The important idea is simple: evaluation is not one report you produce at the end of training. It is an operating system for model quality. If your team treats it that way, you make better model choices, catch failures earlier, and avoid learning about quality problems from production incidents.
Three quick examples
1. Support ticket triage model
Accuracy alone may look strong because most tickets are low priority. But the better question is whether urgent tickets are caught. Recall on severe cases, confusion between adjacent queues, and review of escalations matter more than the headline average.
2. Forecasting model for weekly demand
A random split can make the model look better than it is. Use time-based validation, inspect error during promotions or season changes, and monitor drift when customer behavior changes.
3. Internal RAG assistant
A benchmark score says very little if the assistant cites the wrong document or invents unsupported facts. Evaluate retrieval recall, grounded answer quality, citation accuracy, abstention behavior, and regression tests on known failure prompts.

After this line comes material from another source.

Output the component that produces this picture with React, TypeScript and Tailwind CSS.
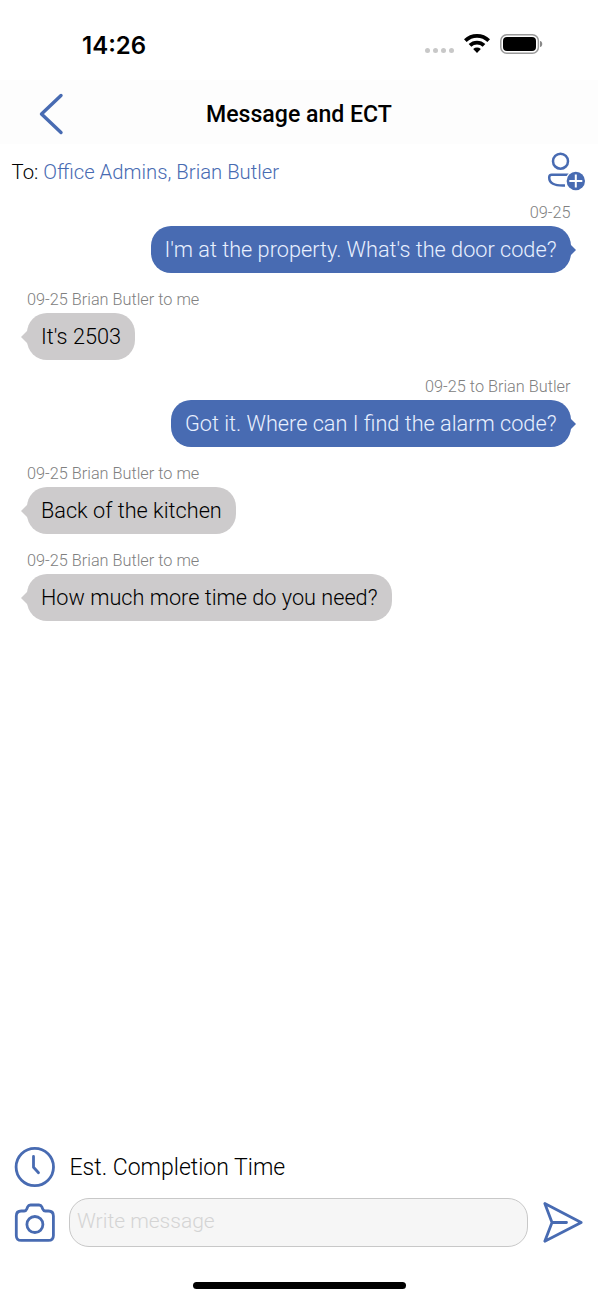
type Message = {
  meta: string;
  text: string;
  mine: boolean;
};

const messages: Message[] = [
  { meta: "09-25", text: "I'm at the property. What's the door code?", mine: true },
  { meta: "09-25 Brian Butler to me", text: "It's 2503", mine: false },
  { meta: "09-25 to Brian Butler", text: "Got it. Where can I find the alarm code?", mine: true },
  { meta: "09-25 Brian Butler to me", text: "Back of the kitchen", mine: false },
  { meta: "09-25 Brian Butler to me", text: "How much more time do you need?", mine: false },
];

function StatusBar() {
  return (
    <div className="flex h-20 shrink-0 items-start justify-between pl-[82px] pr-[55px]">
      <span className="mt-[30px] font-['Inter',sans-serif] text-[24px] leading-[31px] font-semibold">14:26</span>
      <div className="mt-[33px] flex items-start">
        <div className="mt-[14.5px] flex gap-[2.5px]">
          <i className="size-[5.5px] rounded-full bg-[#c8c8c8]" />
          <i className="size-[5.5px] rounded-full bg-[#c8c8c8]" />
          <i className="size-[5.5px] rounded-full bg-[#c8c8c8]" />
          <i className="size-[5.5px] rounded-full bg-[#c8c8c8]" />
        </div>
        <svg className="ml-[10px]" width="26" height="20" viewBox="0 0 26 20" fill="none" stroke="#000" strokeWidth="3.8">
          <path d="M1.3 7.6a16.6 16.6 0 0 1 23.4 0" />
          <path d="M6 12.4a10 10 0 0 1 14 0" />
          <path d="M13 20l-3.8-4a5.6 5.6 0 0 1 7.6 0z" fill="#000" stroke="none" />
        </svg>
        <svg className="ml-[10px] mt-px" width="43" height="20" viewBox="0 0 43 20" fill="none">
          <rect x="0.8" y="0.8" width="37.6" height="18.4" rx="6" stroke="#999" strokeWidth="1.5" />
          <rect x="3" y="3" width="33" height="14" rx="4" fill="#000" />
          <path d="M40 7c3 .4 3 5.6 0 6z" fill="#888" />
        </svg>
      </div>
    </div>
  );
}

function Bubble({ message }: { message: Message }) {
  const { mine } = message;
  return (
    <div className={mine ? "flex h-[87px] flex-col items-end" : "flex h-[87px] flex-col items-start"}>
      <div className="h-[26px] text-[16.3px] leading-[26px] font-light whitespace-nowrap text-[#808080]">{message.meta}</div>
      <div
        className={`relative h-[47px] rounded-[20px] px-[14px] text-[21.7px] leading-[48px] font-light whitespace-nowrap ${
          mine ? "bg-[#486bb2] text-[#e8f0ff]" : "bg-[#cdcbcc] text-black"
        }`}
      >
        {message.text}
        <svg
          className={mine ? "absolute top-[16px] -right-[5px]" : "absolute top-[16px] -left-[6px] rotate-180"}
          width="8"
          height="16"
          viewBox="0 0 8 16"
        >
          <path d="M0 0l8 8-8 8z" fill={mine ? "#486bb2" : "#cdcbcc"} />
        </svg>
      </div>
    </div>
  );
}

export default function App() {
  return (
    <div className="flex h-[1300px] w-[598px] flex-col overflow-hidden bg-white font-['Roboto',sans-serif] text-black">
      <StatusBar />

      <header className="grid h-16 shrink-0 grid-cols-[64px_1fr_64px] bg-[#fdfdfd]">
        <button aria-label="Back" className="pl-[39px]">
          <svg width="25" height="42" viewBox="0 0 25 42" fill="none" stroke="#486bb2" strokeWidth="3.4" strokeLinecap="round" strokeLinejoin="round" className="mt-[4px]">
            <path d="M22 2.5L2.5 21 22 39.5" />
          </svg>
        </button>
        <h1 className="pt-[19px] text-center text-[23.1px] leading-[32px] font-medium">Message and ECT</h1>
      </header>

      <div className="flex h-14 shrink-0 items-start justify-between pl-[11.5px] pr-3">
        <p className="pt-[12px] text-[20.3px] leading-[32px] font-light">
          To: <span className="text-[#486bb2]">Office Admins, Brian Butler</span>
        </p>
        <svg width="39" height="39" viewBox="0 0 39 39" fill="none" className="mt-[8px]">
          <circle cx="13.5" cy="9.2" r="7.5" stroke="#486bb2" strokeWidth="2.5" />
          <path d="M22.500 22.800H4.800C3 22.800 2.200 24 2.200 25.400C2.200 31 7 34 18 33.500" stroke="#486bb2" strokeWidth="2.5" />
          <circle cx="28.8" cy="29" r="10.5" fill="#fff" />
          <circle cx="28.8" cy="29" r="9.2" fill="#486bb2" />
          <path d="M28.8 22.5v13M22.3 29h13" stroke="#fff" strokeWidth="2" />
        </svg>
      </div>

      <main className="flex flex-1 flex-col pl-[27px] pr-[27.5px]">
        {messages.map((message) => (
          <Bubble key={message.text} message={message} />
        ))}
      </main>

      <footer className="flex h-[160px] shrink-0 flex-col">
        <div className="flex h-[56px] items-start pl-[14px]">
          <svg width="42" height="42" viewBox="0 0 42 42" fill="none" stroke="#486bb2" strokeWidth="2.8" strokeLinecap="round" strokeLinejoin="round" className="mt-[6px]">
            <circle cx="20.8" cy="21" r="18.7" />
            <path d="M19.5 10.5v10.8l5 5.5" />
          </svg>
          <span className="mt-[12px] ml-[13.5px] text-[23px] leading-[32px] font-light">Est. Completion Time</span>
        </div>
        <div className="flex h-[50px] items-start pl-[14px]">
          <svg width="42" height="42" viewBox="0 0 42 42" fill="none" stroke="#486bb2" strokeWidth="2.8" strokeLinecap="round" strokeLinejoin="round" className="mt-[6px]">
            <path d="M2.300 14Q2.300 9 7.300 9H10.200Q12 9 12.800 7L13.700 4.800Q14.500 3 16.500 3H25Q27 3 27.800 4.800L28.700 7Q29.500 9 31.300 9H34.400Q39.400 9 39.400 14V33.400Q39.400 38.400 34.400 38.400H7.300Q2.300 38.400 2.300 33.400Z" />
            <circle cx="20.9" cy="22.5" r="8" />
          </svg>
          <input
            aria-label="Message"
            placeholder="Write message"
            className="mt-[2px] ml-[13px] h-[49px] w-[459px] rounded-[20px] border border-[#c8c8c8] bg-[#f6f6f6] px-[7px] pb-[4px] text-[21px] font-light outline-none placeholder:text-[#d4d4d4]"
          />
          <svg width="42" height="44" viewBox="0 0 42 44" fill="none" stroke="#486bb2" strokeWidth="2.8" strokeLinecap="round" strokeLinejoin="round" className="mt-[4px] ml-[14px]">
            <path d="M2.8 3.5L39.2 22.5L2.8 41.2L10 22.5ZM10 22.5H24.5" />
          </svg>
        </div>
        <div className="mx-auto mt-[36px] h-[7px] w-[213px] rounded-full bg-black" />
      </footer>
    </div>
  );
}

Checklist: what good model evaluation looks like
- You have a split strategy that matches the real deployment setting.
- Your final test set is still genuinely held out.
- You track metrics tied to the cost of mistakes, not just one average.
- You test important slices, not only overall performance.
- You run offline evals on the real workflow the model must support.
- You have explicit hallucination or grounding checks for generative outputs.
- You keep a regression set of known failures.
- You include human review where expert judgment matters.
- You monitor drift, overrides, latency, and outcome quality after launch.
If even one of those pieces is missing, the model may still work. But your confidence in it should be lower. The strongest ML teams are not the ones with the prettiest benchmark slide. They are the ones with the clearest evidence that their model will keep working when the environment changes.